> **Material**

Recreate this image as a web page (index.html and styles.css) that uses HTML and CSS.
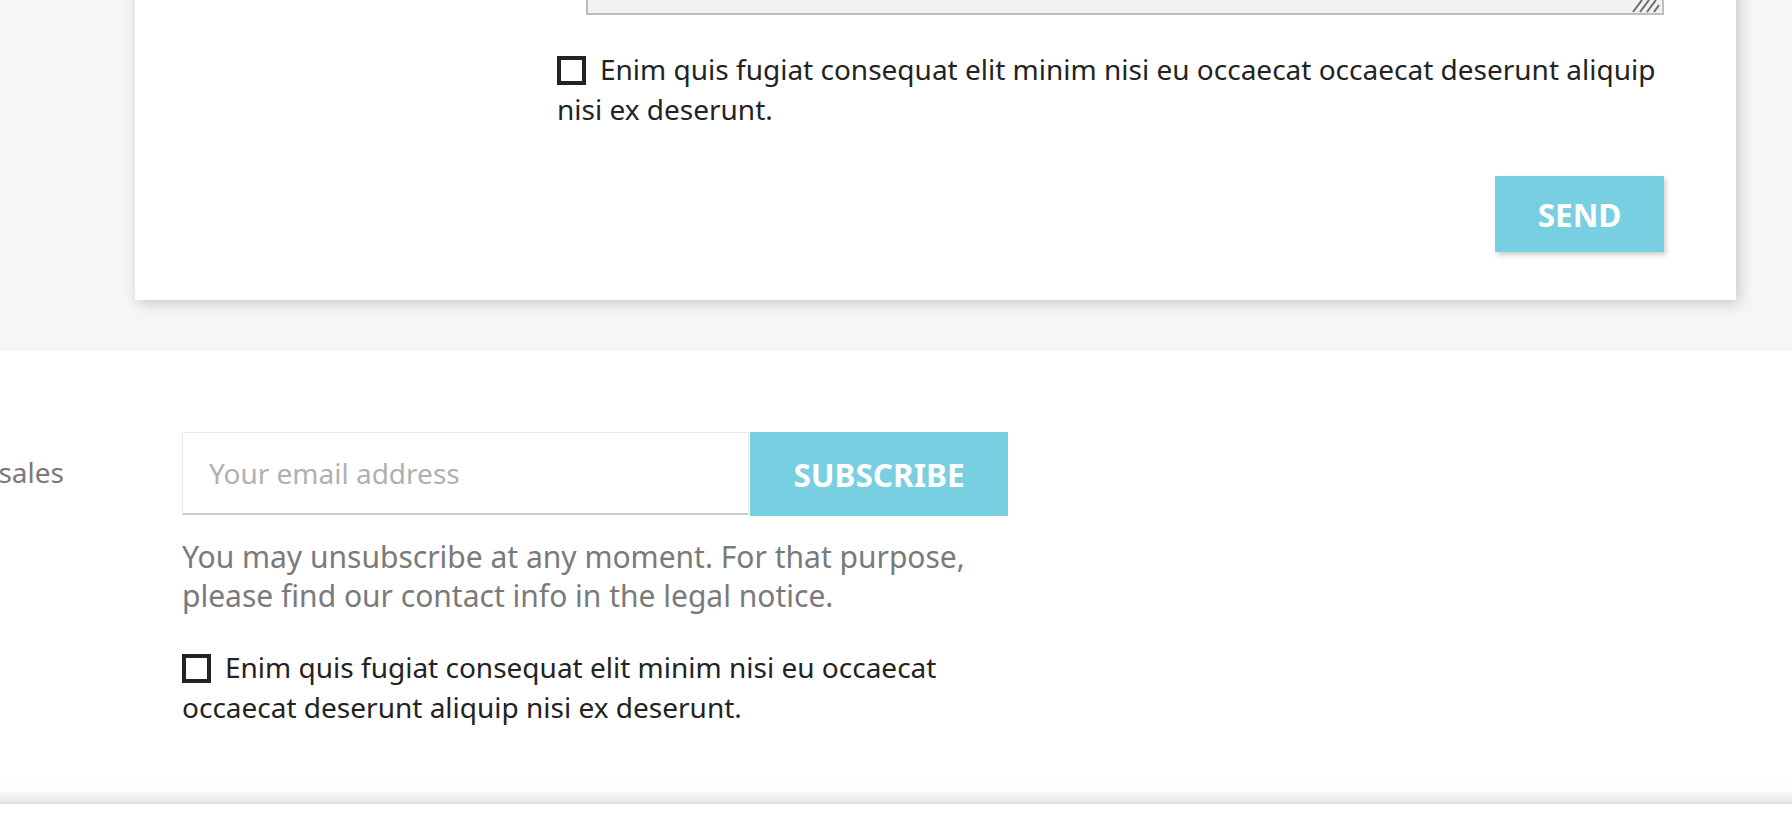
FILE: index.html
```html
<!DOCTYPE html>
<html lang="en">
<head>
<meta charset="utf-8">
<title>Contact</title>
<link rel="stylesheet" href="styles.css">
</head>
<body>
<section class="contact">
  <div class="card">
    <div class="fields">
      <div class="textarea">
        <svg class="grip" width="30" height="14" viewBox="0 0 30 14" aria-hidden="true">
          <path d="M2 13 L11 1 M9 13 L18 1 M16 13 L25 1 M23 13 L28 6" stroke="#6d6d6d" stroke-width="2" fill="none"/>
        </svg>
      </div>
      <label class="check"><span class="box"></span>Enim quis fugiat consequat elit minim nisi eu occaecat occaecat deserunt aliquip nisi ex deserunt.</label>
      <div class="actions"><button class="btn send" type="button">SEND</button></div>
    </div>
  </div>
</section>
<section class="newsletter">
  <div class="nl-row">
    <p class="nl-label">Get our latest news and special sales</p>
    <div class="nl-form">
      <div class="nl-inputs">
        <input class="email" type="text" placeholder="Your email address">
        <button class="btn subscribe" type="button">SUBSCRIBE</button>
      </div>
      <p class="nl-note">You may unsubscribe at any moment. For that purpose, please find our contact info in the legal notice.</p>
      <label class="check"><span class="box"></span>Enim quis fugiat consequat elit minim nisi eu occaecat occaecat deserunt aliquip nisi ex deserunt.</label>
    </div>
  </div>
  <div class="shade"></div>
</section>
<div class="footer"></div>
</body>
</html>
```
FILE: styles.css
```css
html, body {
  margin: 0;
  padding: 0;
}
body {
  font-family: "Noto Sans", "Open Sans", sans-serif;
  font-size: 28px;
  color: #232323;
  background: #fff;
  overflow: hidden;
}

.contact {
  background: #f6f6f6;
  display: flex;
  flex-direction: column;
  padding: 0 0 51px 135px;
}
.card {
  margin-top: -165px;
  width: 1601px;
  box-sizing: border-box;
  background: #fff;
  box-shadow: 3px 3px 14px rgba(0, 0, 0, 0.2);
  padding: 30px 72px 48px 422px;
}
.fields {
  display: flex;
  flex-direction: column;
}
.textarea {
  position: relative;
  margin-left: 29px;
  height: 150px;
  box-sizing: border-box;
  background: #f1f1f1;
  border: 2px solid #bdbdbd;
}
.grip {
  position: absolute;
  right: 1px;
  bottom: 0;
}

.check {
  display: block;
  line-height: 40px;
  color: #232323;
}
.fields .check {
  margin-top: 34px;
}
.box {
  display: inline-block;
  width: 29px;
  height: 29px;
  box-sizing: border-box;
  border: 4px solid #232323;
  vertical-align: -5px;
  margin-right: 14px;
}

.actions {
  display: flex;
  justify-content: flex-end;
  margin-top: 47px;
}
.btn {
  border: 0;
  padding: 0;
  background: #78cfe2;
  color: #fff;
  font-family: "Noto Sans", "Open Sans", sans-serif;
  font-weight: 700;
  font-size: 31.5px;
  cursor: pointer;
}
.send {
  width: 169px;
  height: 76px;
  box-shadow: 2px 3px 5px rgba(0, 0, 0, 0.2);
}

.newsletter {
  padding-top: 81px;
  background: #fff;
}
.nl-row {
  display: flex;
  gap: 118px;
}
.nl-label {
  width: 64px;
  margin: 20px 0 0;
  display: flex;
  justify-content: flex-end;
  white-space: nowrap;
  line-height: 40px;
  color: #7a7a7a;
}
.nl-form {
  width: 826px;
}
.nl-inputs {
  display: flex;
  align-items: flex-start;
  gap: 1px;
}
.email {
  width: 567px;
  height: 83px;
  box-sizing: border-box;
  border: 1px solid #e8e8e8;
  border-bottom: 2px solid #cdcdcd;
  padding: 0 26px;
  font-family: "Noto Sans", "Open Sans", sans-serif;
  font-size: 28px;
  color: #232323;
  background: #fff;
  outline: none;
}
.email::placeholder {
  color: #b0b0b0;
}
.subscribe {
  width: 258px;
  height: 84px;
}
.nl-note {
  margin: 21px 0 0;
  font-size: 30px;
  line-height: 39px;
  color: #7a7a7a;
}
.nl-form .check {
  margin-top: 32px;
}
.shade {
  margin-top: 53px;
  height: 23px;
  background: linear-gradient(to bottom, rgba(0, 0, 0, 0) 0%, rgba(0, 0, 0, 0.015) 50%, rgba(0, 0, 0, 0.1) 100%);
  border-bottom: 1px solid #dcdcdc;
}
.footer {
  height: 60px;
  background: #fff;
}
```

> **Task goal**
Copy out all of the data word for word. Do not carry over any picture.

> **Full solution**
Recreate this image as a web page (index.html and styles.css) that uses HTML and CSS.
FILE: index.html
```html
<!DOCTYPE html>
<html lang="en">
<head>
<meta charset="utf-8">
<title>Contact</title>
<link rel="stylesheet" href="styles.css">
</head>
<body>
<section class="contact">
  <div class="card">
    <div class="fields">
      <div class="textarea">
        <svg class="grip" width="30" height="14" viewBox="0 0 30 14" aria-hidden="true">
          <path d="M2 13 L11 1 M9 13 L18 1 M16 13 L25 1 M23 13 L28 6" stroke="#6d6d6d" stroke-width="2" fill="none"/>
        </svg>
      </div>
      <label class="check"><span class="box"></span>Enim quis fugiat consequat elit minim nisi eu occaecat occaecat deserunt aliquip nisi ex deserunt.</label>
      <div class="actions"><button class="btn send" type="button">SEND</button></div>
    </div>
  </div>
</section>
<section class="newsletter">
  <div class="nl-row">
    <p class="nl-label">Get our latest news and special sales</p>
    <div class="nl-form">
      <div class="nl-inputs">
        <input class="email" type="text" placeholder="Your email address">
        <button class="btn subscribe" type="button">SUBSCRIBE</button>
      </div>
      <p class="nl-note">You may unsubscribe at any moment. For that purpose, please find our contact info in the legal notice.</p>
      <label class="check"><span class="box"></span>Enim quis fugiat consequat elit minim nisi eu occaecat occaecat deserunt aliquip nisi ex deserunt.</label>
    </div>
  </div>
  <div class="shade"></div>
</section>
<div class="footer"></div>
</body>
</html>
```
FILE: styles.css
```css
html, body {
  margin: 0;
  padding: 0;
}
body {
  font-family: "Noto Sans", "Open Sans", sans-serif;
  font-size: 28px;
  color: #232323;
  background: #fff;
  overflow: hidden;
}

.contact {
  background: #f6f6f6;
  display: flex;
  flex-direction: column;
  padding: 0 0 51px 135px;
}
.card {
  margin-top: -165px;
  width: 1601px;
  box-sizing: border-box;
  background: #fff;
  box-shadow: 3px 3px 14px rgba(0, 0, 0, 0.2);
  padding: 30px 72px 48px 422px;
}
.fields {
  display: flex;
  flex-direction: column;
}
.textarea {
  position: relative;
  margin-left: 29px;
  height: 150px;
  box-sizing: border-box;
  background: #f1f1f1;
  border: 2px solid #bdbdbd;
}
.grip {
  position: absolute;
  right: 1px;
  bottom: 0;
}

.check {
  display: block;
  line-height: 40px;
  color: #232323;
}
.fields .check {
  margin-top: 34px;
}
.box {
  display: inline-block;
  width: 29px;
  height: 29px;
  box-sizing: border-box;
  border: 4px solid #232323;
  vertical-align: -5px;
  margin-right: 14px;
}

.actions {
  display: flex;
  justify-content: flex-end;
  margin-top: 47px;
}
.btn {
  border: 0;
  padding: 0;
  background: #78cfe2;
  color: #fff;
  font-family: "Noto Sans", "Open Sans", sans-serif;
  font-weight: 700;
  font-size: 31.5px;
  cursor: pointer;
}
.send {
  width: 169px;
  height: 76px;
  box-shadow: 2px 3px 5px rgba(0, 0, 0, 0.2);
}

.newsletter {
  padding-top: 81px;
  background: #fff;
}
.nl-row {
  display: flex;
  gap: 118px;
}
.nl-label {
  width: 64px;
  margin: 20px 0 0;
  display: flex;
  justify-content: flex-end;
  white-space: nowrap;
  line-height: 40px;
  color: #7a7a7a;
}
.nl-form {
  width: 826px;
}
.nl-inputs {
  display: flex;
  align-items: flex-start;
  gap: 1px;
}
.email {
  width: 567px;
  height: 83px;
  box-sizing: border-box;
  border: 1px solid #e8e8e8;
  border-bottom: 2px solid #cdcdcd;
  padding: 0 26px;
  font-family: "Noto Sans", "Open Sans", sans-serif;
  font-size: 28px;
  color: #232323;
  background: #fff;
  outline: none;
}
.email::placeholder {
  color: #b0b0b0;
}
.subscribe {
  width: 258px;
  height: 84px;
}
.nl-note {
  margin: 21px 0 0;
  font-size: 30px;
  line-height: 39px;
  color: #7a7a7a;
}
.nl-form .check {
  margin-top: 32px;
}
.shade {
  margin-top: 53px;
  height: 23px;
  background: linear-gradient(to bottom, rgba(0, 0, 0, 0) 0%, rgba(0, 0, 0, 0.015) 50%, rgba(0, 0, 0, 0.1) 100%);
  border-bottom: 1px solid #dcdcdc;
}
.footer {
  height: 60px;
  background: #fff;
}
```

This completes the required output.